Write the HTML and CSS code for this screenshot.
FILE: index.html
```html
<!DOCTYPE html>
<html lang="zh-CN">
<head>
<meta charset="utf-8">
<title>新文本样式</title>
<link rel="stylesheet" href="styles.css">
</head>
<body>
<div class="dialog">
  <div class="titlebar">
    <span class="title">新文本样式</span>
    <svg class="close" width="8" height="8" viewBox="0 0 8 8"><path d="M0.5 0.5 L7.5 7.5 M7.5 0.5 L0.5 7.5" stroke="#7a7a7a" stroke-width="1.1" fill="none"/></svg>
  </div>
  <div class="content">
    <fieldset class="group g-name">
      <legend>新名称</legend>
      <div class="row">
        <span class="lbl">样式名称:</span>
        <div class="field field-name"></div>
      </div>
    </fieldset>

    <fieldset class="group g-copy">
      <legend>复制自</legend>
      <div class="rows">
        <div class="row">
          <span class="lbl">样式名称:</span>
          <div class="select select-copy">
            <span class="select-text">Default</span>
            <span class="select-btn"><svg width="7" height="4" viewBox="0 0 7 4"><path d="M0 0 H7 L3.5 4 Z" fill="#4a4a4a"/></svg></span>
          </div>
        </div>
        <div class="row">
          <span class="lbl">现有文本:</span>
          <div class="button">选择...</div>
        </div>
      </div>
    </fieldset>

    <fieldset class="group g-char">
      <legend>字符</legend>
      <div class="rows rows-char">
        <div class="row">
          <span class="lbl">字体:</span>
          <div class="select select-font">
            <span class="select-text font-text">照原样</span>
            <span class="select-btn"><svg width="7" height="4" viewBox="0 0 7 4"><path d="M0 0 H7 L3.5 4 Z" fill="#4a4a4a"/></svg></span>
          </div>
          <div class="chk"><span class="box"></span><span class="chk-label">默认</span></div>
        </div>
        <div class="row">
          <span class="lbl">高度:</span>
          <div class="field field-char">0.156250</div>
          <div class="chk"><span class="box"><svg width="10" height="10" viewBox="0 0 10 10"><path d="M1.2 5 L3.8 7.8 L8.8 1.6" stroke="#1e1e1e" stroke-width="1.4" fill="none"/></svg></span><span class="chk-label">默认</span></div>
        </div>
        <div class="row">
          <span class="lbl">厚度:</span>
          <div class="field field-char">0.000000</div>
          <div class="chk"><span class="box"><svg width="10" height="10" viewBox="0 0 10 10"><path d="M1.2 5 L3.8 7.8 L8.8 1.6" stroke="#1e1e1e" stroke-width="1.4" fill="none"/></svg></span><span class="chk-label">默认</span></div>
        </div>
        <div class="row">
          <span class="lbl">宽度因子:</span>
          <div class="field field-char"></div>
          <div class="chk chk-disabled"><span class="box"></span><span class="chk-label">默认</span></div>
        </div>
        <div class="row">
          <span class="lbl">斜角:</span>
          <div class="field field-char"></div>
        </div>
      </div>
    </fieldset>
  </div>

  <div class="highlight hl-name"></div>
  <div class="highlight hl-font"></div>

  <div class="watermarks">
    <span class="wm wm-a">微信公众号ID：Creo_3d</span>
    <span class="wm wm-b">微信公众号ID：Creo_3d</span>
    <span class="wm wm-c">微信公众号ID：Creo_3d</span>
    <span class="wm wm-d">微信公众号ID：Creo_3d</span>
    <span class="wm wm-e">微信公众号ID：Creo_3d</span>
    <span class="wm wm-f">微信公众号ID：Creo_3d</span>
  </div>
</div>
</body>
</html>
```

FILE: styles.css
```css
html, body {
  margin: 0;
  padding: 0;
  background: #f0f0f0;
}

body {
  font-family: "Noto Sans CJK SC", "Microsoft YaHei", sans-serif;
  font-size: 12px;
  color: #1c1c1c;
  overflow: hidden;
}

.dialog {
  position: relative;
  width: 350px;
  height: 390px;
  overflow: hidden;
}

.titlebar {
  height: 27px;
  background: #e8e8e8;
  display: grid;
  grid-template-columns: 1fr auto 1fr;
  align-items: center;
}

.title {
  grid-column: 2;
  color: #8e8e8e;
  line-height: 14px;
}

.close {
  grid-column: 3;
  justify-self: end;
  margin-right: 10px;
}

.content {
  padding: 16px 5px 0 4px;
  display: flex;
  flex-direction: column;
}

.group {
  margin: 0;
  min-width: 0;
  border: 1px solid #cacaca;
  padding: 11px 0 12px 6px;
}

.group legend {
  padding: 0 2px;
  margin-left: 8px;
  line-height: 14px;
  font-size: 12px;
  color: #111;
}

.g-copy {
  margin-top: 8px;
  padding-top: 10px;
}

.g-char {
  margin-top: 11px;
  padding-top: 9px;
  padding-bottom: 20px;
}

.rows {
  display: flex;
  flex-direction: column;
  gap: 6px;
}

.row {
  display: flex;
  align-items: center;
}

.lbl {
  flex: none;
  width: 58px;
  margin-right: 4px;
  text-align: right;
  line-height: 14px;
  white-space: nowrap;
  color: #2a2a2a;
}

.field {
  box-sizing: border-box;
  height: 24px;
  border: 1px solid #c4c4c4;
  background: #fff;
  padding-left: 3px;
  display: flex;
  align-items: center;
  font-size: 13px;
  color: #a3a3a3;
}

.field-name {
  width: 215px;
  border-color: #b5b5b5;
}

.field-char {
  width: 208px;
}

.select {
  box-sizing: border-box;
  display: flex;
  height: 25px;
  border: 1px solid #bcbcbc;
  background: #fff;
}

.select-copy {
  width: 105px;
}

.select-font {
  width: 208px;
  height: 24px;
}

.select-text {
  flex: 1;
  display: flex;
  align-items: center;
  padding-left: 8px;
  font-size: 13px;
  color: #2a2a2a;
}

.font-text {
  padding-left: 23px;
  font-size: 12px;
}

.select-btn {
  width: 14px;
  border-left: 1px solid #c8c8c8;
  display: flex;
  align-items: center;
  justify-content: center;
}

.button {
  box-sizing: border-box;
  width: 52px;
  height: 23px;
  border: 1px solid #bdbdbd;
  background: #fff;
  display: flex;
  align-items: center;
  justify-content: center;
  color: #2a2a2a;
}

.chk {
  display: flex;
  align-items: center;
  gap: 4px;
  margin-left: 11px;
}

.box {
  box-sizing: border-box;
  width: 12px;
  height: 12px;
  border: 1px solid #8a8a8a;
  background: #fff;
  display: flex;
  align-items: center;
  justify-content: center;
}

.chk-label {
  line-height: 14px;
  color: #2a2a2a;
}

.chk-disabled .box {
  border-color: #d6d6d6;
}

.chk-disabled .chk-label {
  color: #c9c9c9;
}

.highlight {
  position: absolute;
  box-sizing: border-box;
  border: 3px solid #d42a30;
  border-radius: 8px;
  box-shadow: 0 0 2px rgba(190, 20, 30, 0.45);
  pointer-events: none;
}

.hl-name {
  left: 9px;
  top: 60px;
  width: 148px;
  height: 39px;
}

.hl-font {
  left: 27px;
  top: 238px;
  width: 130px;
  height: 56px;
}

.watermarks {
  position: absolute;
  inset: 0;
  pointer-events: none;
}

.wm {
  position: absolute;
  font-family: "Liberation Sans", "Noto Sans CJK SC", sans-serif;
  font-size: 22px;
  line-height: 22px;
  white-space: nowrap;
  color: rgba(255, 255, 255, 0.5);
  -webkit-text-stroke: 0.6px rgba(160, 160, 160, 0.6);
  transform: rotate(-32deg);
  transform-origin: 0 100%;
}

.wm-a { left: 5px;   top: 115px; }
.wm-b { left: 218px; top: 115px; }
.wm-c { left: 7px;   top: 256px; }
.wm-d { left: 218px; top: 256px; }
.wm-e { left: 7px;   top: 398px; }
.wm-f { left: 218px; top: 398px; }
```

########

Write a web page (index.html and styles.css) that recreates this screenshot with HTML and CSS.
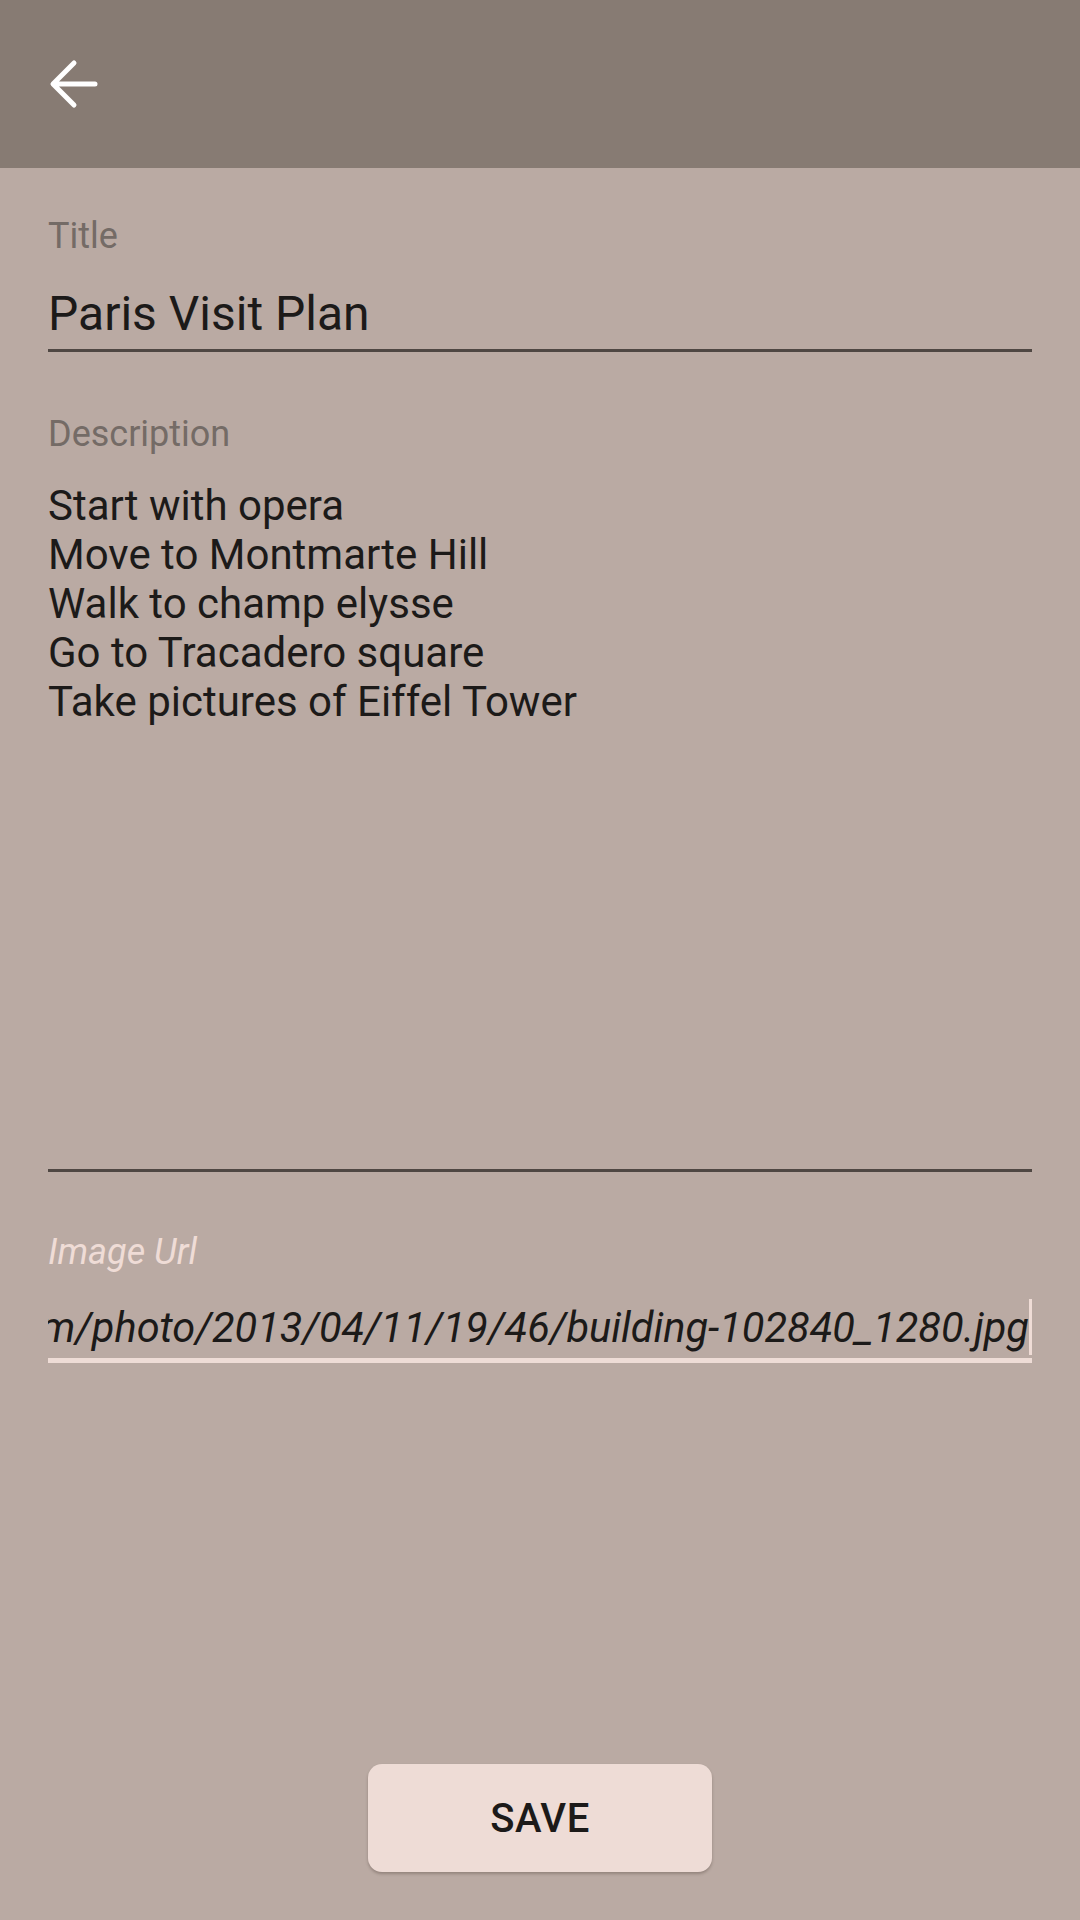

########

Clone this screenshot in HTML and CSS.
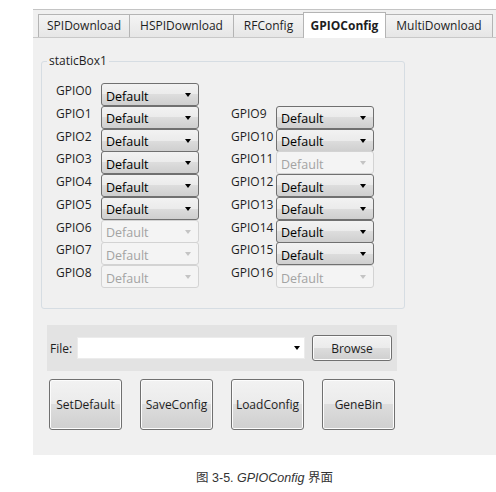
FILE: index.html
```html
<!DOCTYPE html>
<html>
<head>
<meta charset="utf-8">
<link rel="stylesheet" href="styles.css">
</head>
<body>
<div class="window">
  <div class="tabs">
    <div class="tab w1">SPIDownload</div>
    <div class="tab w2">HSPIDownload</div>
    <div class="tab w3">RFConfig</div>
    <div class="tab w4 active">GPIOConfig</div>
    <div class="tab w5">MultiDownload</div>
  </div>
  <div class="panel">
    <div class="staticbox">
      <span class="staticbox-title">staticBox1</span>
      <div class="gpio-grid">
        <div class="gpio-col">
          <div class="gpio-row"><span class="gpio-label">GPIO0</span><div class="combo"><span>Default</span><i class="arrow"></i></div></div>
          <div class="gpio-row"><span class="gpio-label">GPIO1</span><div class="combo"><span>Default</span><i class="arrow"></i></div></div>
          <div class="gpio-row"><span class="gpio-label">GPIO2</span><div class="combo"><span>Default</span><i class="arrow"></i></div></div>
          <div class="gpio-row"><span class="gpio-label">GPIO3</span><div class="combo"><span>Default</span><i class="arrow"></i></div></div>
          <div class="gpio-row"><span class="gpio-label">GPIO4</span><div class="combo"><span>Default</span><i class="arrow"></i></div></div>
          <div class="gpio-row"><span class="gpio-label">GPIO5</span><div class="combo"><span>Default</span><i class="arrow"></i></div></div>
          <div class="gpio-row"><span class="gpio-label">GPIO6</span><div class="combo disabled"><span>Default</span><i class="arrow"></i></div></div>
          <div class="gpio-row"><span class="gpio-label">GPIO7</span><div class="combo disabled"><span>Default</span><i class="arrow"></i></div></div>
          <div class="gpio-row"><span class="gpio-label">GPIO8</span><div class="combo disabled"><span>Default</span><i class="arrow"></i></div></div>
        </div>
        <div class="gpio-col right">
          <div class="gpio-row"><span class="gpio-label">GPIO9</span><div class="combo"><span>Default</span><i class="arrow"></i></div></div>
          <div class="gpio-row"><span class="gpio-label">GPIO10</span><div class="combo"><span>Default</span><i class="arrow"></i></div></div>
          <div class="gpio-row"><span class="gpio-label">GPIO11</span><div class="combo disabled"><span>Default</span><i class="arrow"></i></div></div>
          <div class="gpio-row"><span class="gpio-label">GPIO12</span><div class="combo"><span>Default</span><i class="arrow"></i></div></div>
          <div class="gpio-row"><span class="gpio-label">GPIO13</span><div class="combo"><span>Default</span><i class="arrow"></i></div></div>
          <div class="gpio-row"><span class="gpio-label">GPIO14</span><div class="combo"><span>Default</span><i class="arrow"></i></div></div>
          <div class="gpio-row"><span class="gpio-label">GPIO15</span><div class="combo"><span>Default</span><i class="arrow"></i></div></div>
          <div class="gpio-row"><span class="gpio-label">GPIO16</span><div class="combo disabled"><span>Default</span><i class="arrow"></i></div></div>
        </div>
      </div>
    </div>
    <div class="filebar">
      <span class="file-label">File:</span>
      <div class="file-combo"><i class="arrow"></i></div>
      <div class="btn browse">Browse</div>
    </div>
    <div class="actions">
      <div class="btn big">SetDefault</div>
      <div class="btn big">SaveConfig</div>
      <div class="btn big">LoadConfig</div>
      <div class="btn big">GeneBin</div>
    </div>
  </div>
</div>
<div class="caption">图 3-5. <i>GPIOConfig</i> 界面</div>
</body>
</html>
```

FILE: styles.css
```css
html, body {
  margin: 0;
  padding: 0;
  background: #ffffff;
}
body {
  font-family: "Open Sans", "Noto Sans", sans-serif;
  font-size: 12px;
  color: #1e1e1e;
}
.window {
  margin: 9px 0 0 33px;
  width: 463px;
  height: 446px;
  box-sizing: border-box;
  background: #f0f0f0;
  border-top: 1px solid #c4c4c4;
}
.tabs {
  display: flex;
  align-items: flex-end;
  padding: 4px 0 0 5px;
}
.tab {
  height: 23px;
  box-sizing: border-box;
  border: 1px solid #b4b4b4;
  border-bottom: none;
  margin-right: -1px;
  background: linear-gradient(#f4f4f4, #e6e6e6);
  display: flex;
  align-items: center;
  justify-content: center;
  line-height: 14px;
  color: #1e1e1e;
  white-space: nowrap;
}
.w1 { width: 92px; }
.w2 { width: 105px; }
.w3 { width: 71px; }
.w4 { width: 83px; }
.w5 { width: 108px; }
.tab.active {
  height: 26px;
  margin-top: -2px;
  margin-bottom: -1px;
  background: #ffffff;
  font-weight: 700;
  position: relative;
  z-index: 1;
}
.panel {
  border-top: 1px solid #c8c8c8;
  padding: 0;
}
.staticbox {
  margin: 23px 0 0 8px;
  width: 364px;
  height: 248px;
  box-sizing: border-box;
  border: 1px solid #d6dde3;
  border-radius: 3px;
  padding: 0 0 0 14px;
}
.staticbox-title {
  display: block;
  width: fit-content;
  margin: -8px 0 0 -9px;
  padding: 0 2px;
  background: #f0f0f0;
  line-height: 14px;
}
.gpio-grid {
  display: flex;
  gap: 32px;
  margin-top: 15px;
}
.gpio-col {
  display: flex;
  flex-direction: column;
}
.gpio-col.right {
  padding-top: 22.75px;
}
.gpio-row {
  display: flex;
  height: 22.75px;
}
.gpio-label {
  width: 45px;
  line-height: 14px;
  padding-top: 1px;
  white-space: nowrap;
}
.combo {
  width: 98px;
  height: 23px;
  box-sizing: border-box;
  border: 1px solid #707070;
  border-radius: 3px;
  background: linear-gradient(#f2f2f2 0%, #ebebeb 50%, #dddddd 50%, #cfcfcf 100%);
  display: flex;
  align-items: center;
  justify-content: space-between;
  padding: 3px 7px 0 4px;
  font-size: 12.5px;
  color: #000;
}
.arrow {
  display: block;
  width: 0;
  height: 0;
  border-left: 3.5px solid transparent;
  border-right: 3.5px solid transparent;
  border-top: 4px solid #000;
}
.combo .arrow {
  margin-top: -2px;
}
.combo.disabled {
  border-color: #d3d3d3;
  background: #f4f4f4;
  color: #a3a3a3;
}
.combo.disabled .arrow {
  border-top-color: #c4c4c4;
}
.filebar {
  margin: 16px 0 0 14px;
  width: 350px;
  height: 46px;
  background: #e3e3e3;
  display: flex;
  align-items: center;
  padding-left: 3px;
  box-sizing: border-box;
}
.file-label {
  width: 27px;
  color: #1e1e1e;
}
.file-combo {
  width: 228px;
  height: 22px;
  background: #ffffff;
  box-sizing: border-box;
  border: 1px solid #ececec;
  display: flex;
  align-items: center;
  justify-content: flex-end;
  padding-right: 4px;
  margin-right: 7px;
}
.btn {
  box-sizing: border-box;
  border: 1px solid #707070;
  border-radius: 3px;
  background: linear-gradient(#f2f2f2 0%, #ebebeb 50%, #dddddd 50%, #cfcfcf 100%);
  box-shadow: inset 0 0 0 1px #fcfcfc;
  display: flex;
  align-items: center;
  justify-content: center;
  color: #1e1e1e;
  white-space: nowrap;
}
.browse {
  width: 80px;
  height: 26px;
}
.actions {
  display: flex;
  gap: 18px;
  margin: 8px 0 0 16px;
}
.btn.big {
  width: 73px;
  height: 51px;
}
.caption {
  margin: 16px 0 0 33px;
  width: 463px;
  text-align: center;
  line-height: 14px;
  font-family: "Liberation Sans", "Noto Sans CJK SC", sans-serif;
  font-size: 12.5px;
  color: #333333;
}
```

########

PROBLEM TO WORK ON> From the listing, copy every line where the string "Write" appears.

RESPONSE TO THE EXERCISE>
Write the HTML and CSS code for this screenshot.
Write a web page (index.html and styles.css) that recreates this screenshot with HTML and CSS.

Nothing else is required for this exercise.